A not-so-funny thing happened at work today … concl.
The election bumped Ebola out of the headlines for a day or two this week, but most of us knew that would not last. No sooner was one New York television station done reporting on the Senate races than it turned back to its coverage of “Ebola in America.” The most recent development is the New York Health and Hospitals Corporation’s announcement that the number of people under “active monitoring” for the Ebola virus more tripled this week. There are also rumors of a cover-up.
Some of the affected people are health care workers who have attended to the physician currently being treated for Ebola. The lab workers who processed the doctor’s blood tests and the EMTs who took him to the hospital are also being monitored. Remember, Ebola has a 21-day incubation period; these people will be monitored for fever and other symptoms for three weeks following their last contact with the patient.
Still, to continue with our discussion, if they develop symptoms, will the illness be covered by workers’ compensation?
Health care workers have a particularly tough row to hoe when it comes to infectious diseases.
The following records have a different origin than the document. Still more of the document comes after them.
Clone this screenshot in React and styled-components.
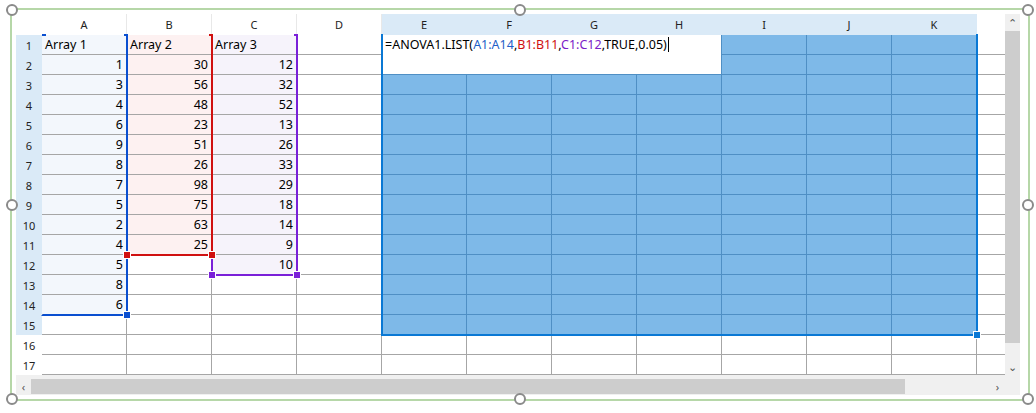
import React from "react";
import styled, { createGlobalStyle } from "styled-components";

const Global = createGlobalStyle`
  body { margin: 0; background: #fff; font-family: "Noto Sans", "Liberation Sans", sans-serif; }
`;

const COLS = ["A","B","C","D","E","F","G","H","I","J","K"];
const CW = 85, RH = 20, HH = 21, RW = 26;
const data = {
  A: ["Array 1",1,3,4,6,9,8,7,5,2,4,5,8,6],
  B: ["Array 2",30,56,48,23,51,26,98,75,63,25],
  C: ["Array 3",12,32,52,13,26,33,29,18,14,9,10],
};
const tint = { A: "#f3f7fc", B: "#fdf1f1", C: "#f6f3fb" };

const Frame = styled.div`
  position: absolute; left: 10px; top: 8px;
  width: 1004px; height: 381px;
  border: 2px solid #b6d7a8;
  padding: 4px 8px 4px 4px;
`;
const Handle = styled.div`
  position: absolute; width: 8px; height: 8px; border-radius: 50%;
  border: 2px solid #8a8a8a; background: #fff;
  left: ${p => p.x}; top: ${p => p.y}; transform: translate(-50%, -50%);
`;
const Body = styled.div`display: grid; grid-template-columns: 989px 15px; grid-template-rows: 361px 20px; background:#f0f0f0;`;
const Sheet = styled.div`
  position: relative; background: #fff; overflow: hidden;
  display: grid; grid-template-columns: ${RW}px repeat(11, ${CW}px) 1fr;
  grid-template-rows: ${HH}px repeat(17, ${RH}px);
  font-size: 12.5px; color: #000;
`;
const ColHead = styled.div`
  background: ${p => p.sel ? "#daeaf7" : "#fff"};
  border-right: 1px solid ${p => p.sel ? "#daeaf7" : "#e8e8e8"};
  font-size: 11px; display: flex; align-items: center; justify-content: center; color:#222;
`;
const RowHead = styled.div`
  background: ${p => p.sel ? "#daeaf7" : "#fff"};
  font-size: 11px; display: flex; align-items: center; justify-content: center; color:#222;
`;
const Cell = styled.div`
  background: ${p => p.bg || "#fff"};
  border-right: 1px solid ${p => p.sel ? "#4f8fc4" : "#a6a6a6"};
  border-bottom: 1px solid ${p => p.sel ? "#4f8fc4" : "#a6a6a6"};
  display: flex; align-items: center; justify-content: ${p => p.left ? "flex-start" : "flex-end"};
  padding: 0 3px; white-space: nowrap; overflow: hidden;
`;
const Formula = styled.div`
  grid-column: 6 / span 4; grid-row: 2 / span 2;
  background: #fff; border-right: 1px solid #4f8fc4; border-bottom: 1px solid #4f8fc4;
  padding: 1px 3px; white-space: nowrap; font-size: 12.5px;
`;
const Caret = styled.span`display:inline-block; width:1px; height:15px; background:#000; vertical-align:-3px; margin-left:1px;`;
const Ref = styled.span`color: ${p => p.c};`;
const Range = styled.div`
  position: absolute; pointer-events: none;
  left: ${p => p.x}px; top: ${p => p.y}px; width: ${p => p.w}px; height: ${p => p.h}px;
  border: 2px solid ${p => p.c}; border-top-color: transparent;
  border-left-color: ${p => p.noLeft ? "transparent" : p.c};
  box-sizing: border-box;
`;
const Sq = styled.div`
  position: absolute; width: 6px; height: 6px; background: ${p => p.c};
  border: 1px solid #fff; left: ${p => p.x}px; top: ${p => p.y}px;
`;
const Tick = styled.div`position:absolute; width:4px; height:2px; background:${p=>p.c}; left:${p=>p.x}px; top:${p=>p.y}px;`;
const VScroll = styled.div`display:flex; flex-direction:column; align-items:center; background:#f0f0f0;`;
const Thumb = styled.div`background:#cdcdcd; ${p => p.v ? "width:15px; height:312px;" : "height:15px; width:874px;"}`;
const Arrow = styled.div`font-size:11px; color:#555; height:17px; display:flex; align-items:center; justify-content:center; width:15px;`;
const HScroll = styled.div`display:flex; align-items:center; background:#f0f0f0; height:15px; margin-top:4px;`;

export default function App() {
  const cells = [];
  COLS.forEach((c, i) => cells.push(<ColHead key={"h"+c} sel={i >= 4} style={{gridColumn: i+2, gridRow: 1}}>{c}</ColHead>));
  for (let r = 1; r <= 17; r++) {
    cells.push(<RowHead key={"r"+r} sel={r <= 15} style={{gridColumn:1, gridRow:r+1}}>{r}</RowHead>);
    COLS.forEach((c, i) => {
      const inSel = i >= 4 && r <= 15;
      if (inSel && i <= 7 && r <= 2) return;
      let bg, val;
      const arr = data[c];
      if (arr && r <= arr.length) { bg = tint[c]; val = arr[r-1]; }
      if (inSel) bg = "#7eb9e8";
      cells.push(<Cell key={c+r} sel={inSel} bg={bg} left={r===1} style={{gridColumn:i+2, gridRow:r+1}}>{val}</Cell>);
    });
    cells.push(<Cell key={"x"+r} style={{gridColumn:13, gridRow:r+1, borderRight:"none"}} />);
  }
  const X = i => RW + i*CW, Y = r => HH + (r-1)*RH;
  return (
    <>
      <Global />
      <Frame>
        <Body>
          <Sheet>
            {cells}
            <Formula>=ANOVA1.LIST(<Ref c="#1f5fc8">A1:A14</Ref>,<Ref c="#d01010">B1:B11</Ref>,<Ref c="#7a20c8">C1:C12</Ref>,TRUE,0.05)<Caret /></Formula>
            <Range c="#7a20d8" x={X(2)-1} y={Y(1)-1} w={CW+2} h={12*RH+2} />
            <Range c="#d01010" noLeft x={X(1)-1} y={Y(1)-1} w={CW+2} h={11*RH+2} />
            <Range c="#0a4fd0" noLeft x={X(0)-1} y={Y(1)-1} w={CW+2} h={14*RH+2} />
            <Range c="#0a78d4" x={X(4)-1} y={Y(1)-1} w={7*CW+2} h={15*RH+2} style={{borderTopColor:"#0a78d4", borderTop:"none"}} />
            <Tick c="#0a4fd0" x={X(0)} y={Y(1)-1} /><Tick c="#0a4fd0" x={X(1)-3} y={Y(1)-1} />
            <Tick c="#d01010" x={X(2)-3} y={Y(1)-1} /><Tick c="#7a20d8" x={X(3)-3} y={Y(1)-1} />
            <Sq c="#0a4fd0" x={X(1)-4} y={Y(15)-4} />
            <Sq c="#d01010" x={X(1)-4} y={Y(12)-4} /><Sq c="#d01010" x={X(2)-4} y={Y(12)-4} />
            <Sq c="#7a20d8" x={X(2)-4} y={Y(13)-4} /><Sq c="#7a20d8" x={X(3)-4} y={Y(13)-4} />
            <Sq c="#0a78d4" x={X(11)-4} y={Y(16)-4} />
          </Sheet>
          <VScroll>
            <Arrow>⌃</Arrow>
            <Thumb v />
            <div style={{flex:1}} />
            <Arrow>⌄</Arrow>
          </VScroll>
          <HScroll>
            <Arrow>‹</Arrow>
            <Thumb />
            <div style={{flex:1}} />
            <Arrow>›</Arrow>
          </HScroll>
          <div />
        </Body>
        <Handle x="0" y="0" /><Handle x="50%" y="0" /><Handle x="100%" y="0" />
        <Handle x="0" y="50%" /><Handle x="100%" y="50%" />
        <Handle x="0" y="100%" /><Handle x="50%" y="100%" /><Handle x="100%" y="100%" />
      </Frame>
    </>
  );
}
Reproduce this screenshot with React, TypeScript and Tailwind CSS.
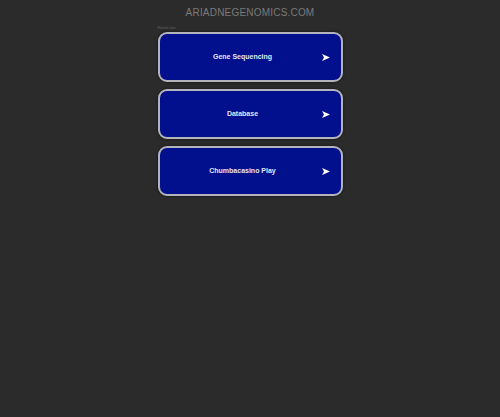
import React from 'react'

const links = ['Gene Sequencing', 'Database', 'Chumbacasino Play']

function LinkButton({ label }: { label: string }) {
  return (
    <a
      href="#"
      className="flex h-[50px] items-center rounded-[9px] border-2 border-[#b4b4bc] bg-[#02108e] pl-[4px] pr-[11px] shadow-[0_0_3px_rgba(0,0,0,0.6)]"
    >
      <span className="flex-1 text-center text-[7px] font-bold text-[#e4e4f0]">{label}</span>
      <svg width="8" height="7" viewBox="0 0 8 7" className="shrink-0">
        <path d="M0 0 L8 3.5 L0 7 L2 3.5 Z" fill="#ffffff" />
      </svg>
    </a>
  )
}

export default function App() {
  return (
    <div className="min-h-[417px] w-full bg-[#2b2b2b] font-['Liberation_Sans',Arial,sans-serif]">
      <div className="pt-[7px] text-center text-[10px] leading-[12px] tracking-[0.2px] text-[#7a7a7a]">
        ARIADNEGENOMICS.COM
      </div>
      <div className="mx-auto w-[185px]">
        <div className="mt-[7px] text-[3px] leading-[4px] text-[#666]">Related Links</div>
        <div className="mt-[2px] flex flex-col gap-[7px]">
          {links.map((l) => (
            <LinkButton key={l} label={l} />
          ))}
        </div>
      </div>
    </div>
  )
}
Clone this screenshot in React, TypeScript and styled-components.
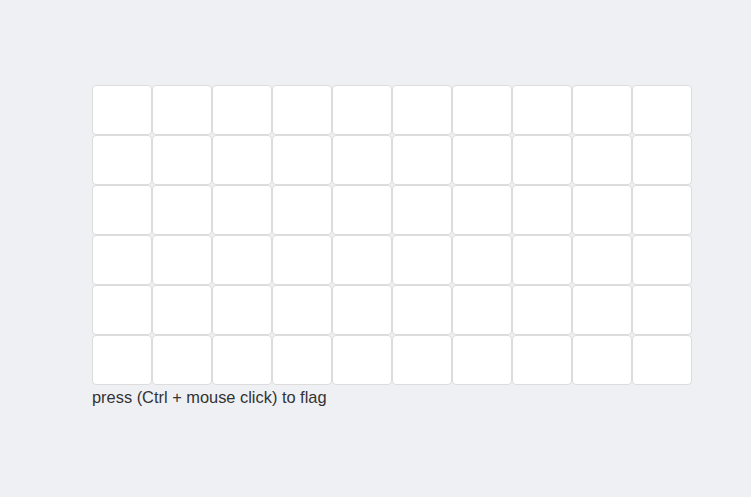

With some illnesses, the answer is a little easier to get to. Say a nurse is pricked by a syringe that had been used on a patient with HIV or hepatitis — she is performing a function that is peculiar to health care workers, and, so, the infection passes the more difficult of the two threshold tests (see our Nov. 1 post for a more in-depth explanation of the tests).
When determining compensability, then, it’s important to look at both the illness and how it is transmitted. It is also important to look at the worker’s job and what task exposed the worker to the illness.
Perhaps the scariest thing about Ebola is that you don’t have to be an infectious disease specialist to contract the virus. All you need is direct contact with the blood or body fluids like saliva and sweat of a person who is actively sick. For health care workers, the risk of contracting the virus is the same as contracting the flu — except, of course, that there are multiple safeguards in place to prevent the transmission of Ebola, and many more people pass through a hospital or clinic with the flu than with Ebola.
The key to making either the basis of a workers’ comp claim or a negligence claim is whether the facility had implemented all of the safeguards. As we have seen with this outbreak, that can be a moving target, but it may just be a place to start.